Kiln - lime, Knockyhena, Co. Cork
Co. Cork |
Kilns
Scattered across the Irish countryside, lime kilns are among the most frequently overlooked industrial monuments on the landscape.
The example at Knockyhena, in County Cork, is one of countless such structures that once formed the backbone of rural land management, yet it sits quietly without fanfare, its precise history still waiting to be fully documented. A lime kiln, in basic terms, is a stone-built furnace in which limestone was burned at high temperature to produce quicklime, a material applied to fields to reduce soil acidity and improve agricultural yields. Their presence in a townland is usually a reliable indicator of serious farming effort, someone investing labour and fuel to make the land work harder.

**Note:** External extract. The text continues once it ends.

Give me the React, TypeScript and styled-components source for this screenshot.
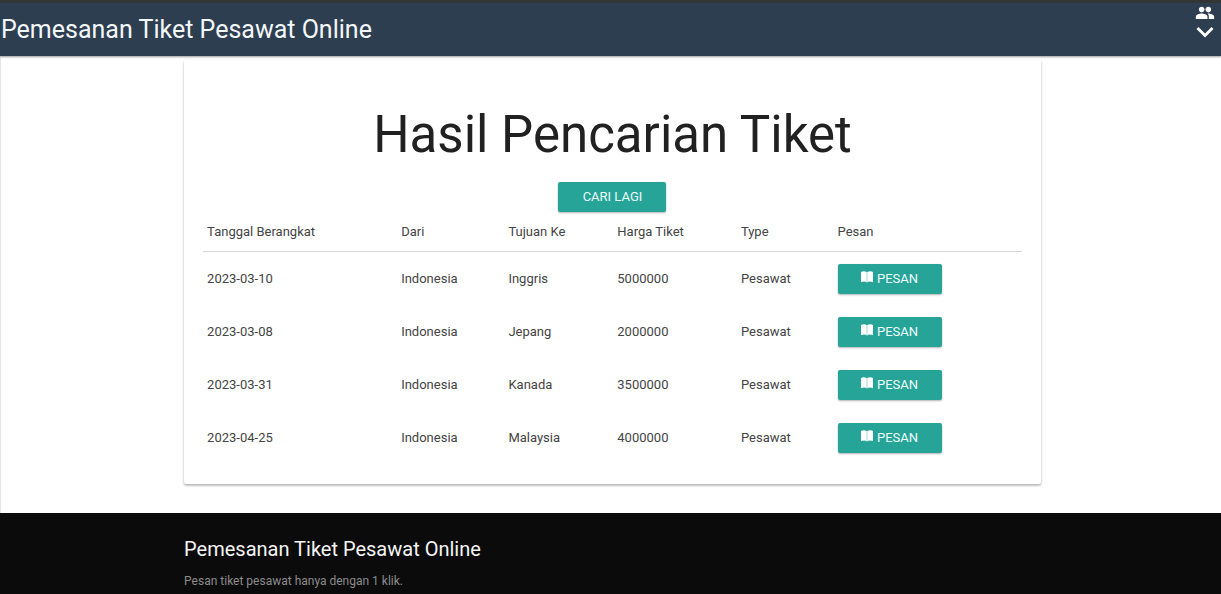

Lime kilns became widespread across Ireland from the seventeenth century onwards, reaching peak use through the eighteenth and into the nineteenth century, when improving landlords and tenant farmers alike recognised the value of liming heavy or boggy ground. Many were built directly into hillsides or field banks, taking advantage of the natural slope to allow limestone and fuel to be loaded from the top while the burned product was raked out from an arched draw-hole at the base. The townland of Knockyhena sits within a part of Cork where such agricultural effort was common, and the survival of the kiln as a recorded monument suggests it retains enough physical presence to have been noted during field survey, even if the full details of its construction and use remain to be set down in accessible form.